The words of two ex-crims helped in the prison system to become employable on the outside brought down the house at a Corrections' Regional Engagement Forum in Whangārei.

A strong force of people — including Minister for Corrections Kelvin Davis, National Corrections Commissioner Rachel Leota, other top Corrections staff, Ministry of Social Development, NorthTec, business leaders and rugby league coaching legend Graham Lowe — gave a standing ovation after the young Whangārei men talked about coming out from behind bars and into real work.

The men were introduced as proof of the success for integrated support that continued outside Corrections' walls to a point where ex-offenders were ready, willing and able to take on real employment.

Davis began his address with a quote he attributed to celebrated Kiwi chef Martin Bosley, who oversees pre-release chef and hospitality training at Rimutaka Prison.


''We can't keep judging people by the worst mistake they've ever made.''

Davis said Corrections' partnerships with employers have helped place more than 1500 offenders into work.

He acknowledged the successful 21 month collaboration through the This Way For Work pilot programme which uses Corrections recruitment specialists.

"I know it can be a big ask for employers to give someone with a criminal conviction another chance, but the reality is that we need employers to take that chance if we're going to successfully reintegrate offenders,'' Davis said.

"At the same time, employers are able to access a trained and motivated workforce and receive ongoing support from Corrections. It's win-win really.

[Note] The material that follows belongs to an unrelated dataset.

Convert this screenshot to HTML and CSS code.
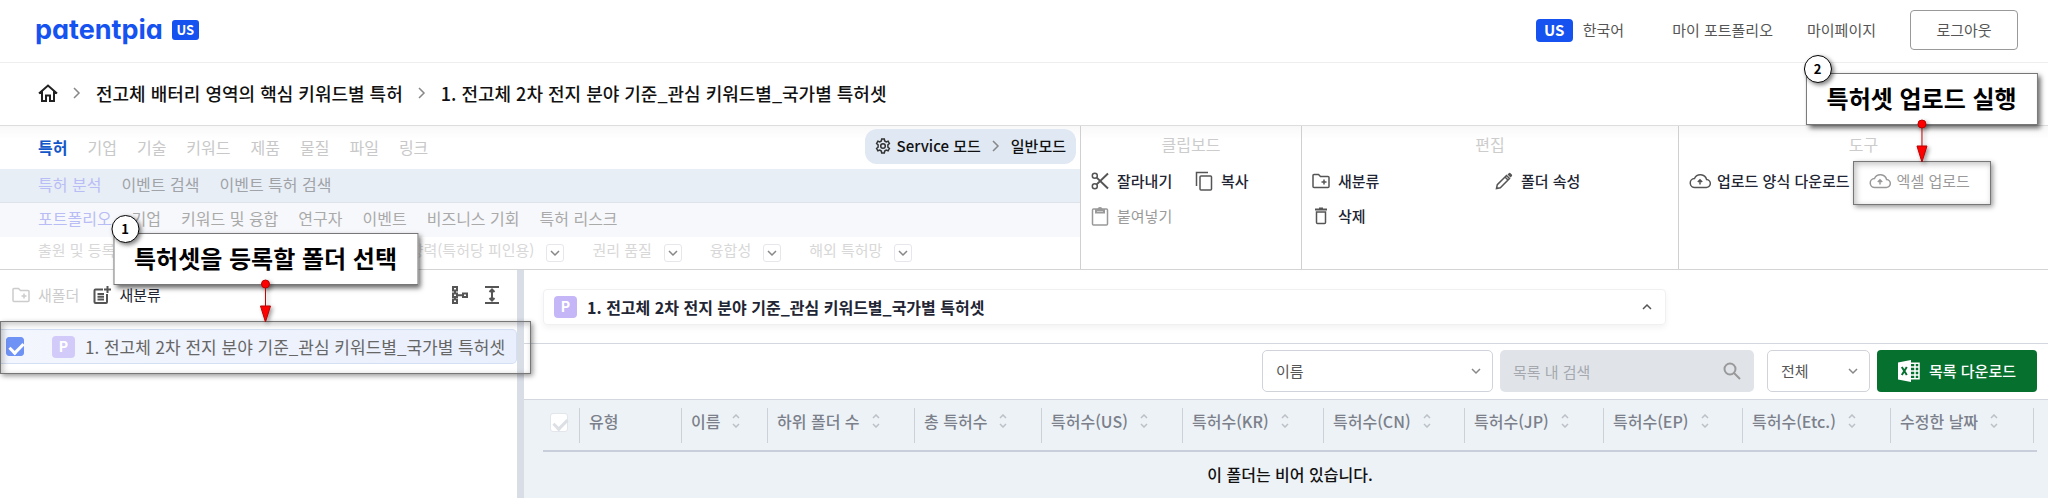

"For many of these people, this will be the first time they've held down a proper job. We shouldn't underestimate how much of a difference that makes.''

Lowe talked about his mentoring and education programme, Kick for the Seagulls, held in two Northern Region prisons, at Wiri and Ngawha.

The name refers to how gulls hang around the end of the sports field where the opportunities are, and the lessons use sports language as a teaching tool.


Lowe urged employers to trust people who were trying to turning their lives around. He said he wanted those bosses to see what he saw from every prisoner in his programme: ''Hope.''

''I see men, I don't see prisoners. I see men who need opportunities.''

Michael Thompson and Magness McCann say prison gave them a work focus that changed their lives.

They are both in apprenticeships with big companies in Whangārei, McCann as a carpenter and Thompson as a water technician.

At yesterday's Corrections' and employment forum, the men said being able to achieve NCEA levels while inside was the clincher to finding success on the outside.

The NCEA passes were the first education qualifications either had ever achieved — but on their own they were not enough.

"[In prison] my plan began and ended with knowing I needed employment to turn my life around," Thompson told the audience of about 120 people.

Graham Lowe speaking with passion in Whangārei about giving ex-prisoners a chance.
Graham Lowe speaking with passion in Whangārei about giving ex-prisoners a chance.

"But leaving prison did not mean leaving the stigmatisation of being an ex-offender."

Recruitment support from Corrections put him in a pre-employment course that gave him confidence and a slight edge.

Thompson thanked his boss, Neil Cherry, for giving him the labouring job that allowed him to prove himself and led to his apprenticeship.

"I've learnt about pipes, fittings, hydrants and a hell of a lot about digging, but I've also learnt to never give up on yourself."

Thompson thanked everyone, including his grandparents who were present, ''who never turned their backs on me as much as I turned my back on myself'.'

Construction company owner Steve Bowling said it was obvious very quickly that the ex-offender he took on, Magness McCann, "had far more capability than just labouring".

He had the right attitude, was a hard worker, keen, punctual and drug-free, Bowling said.

Bowling advised other employers to consider any prospective worker who ticked the criminal record box on an employment form.

"Magness has been a real success for us, he's got a good future in our company."

McCann said when he ended up in jail he knew there was a choice of only two directions; the good or bad.

Taking the right path, he completed Level 4 forestry and carpentry courses, and did art courses. Back on the outside, Corrections helped recruit him into work.

"I'm so grateful for where I am now," McCann said. "Thank you to everybody who hears us out without judging us. Everyone deserves a second chance."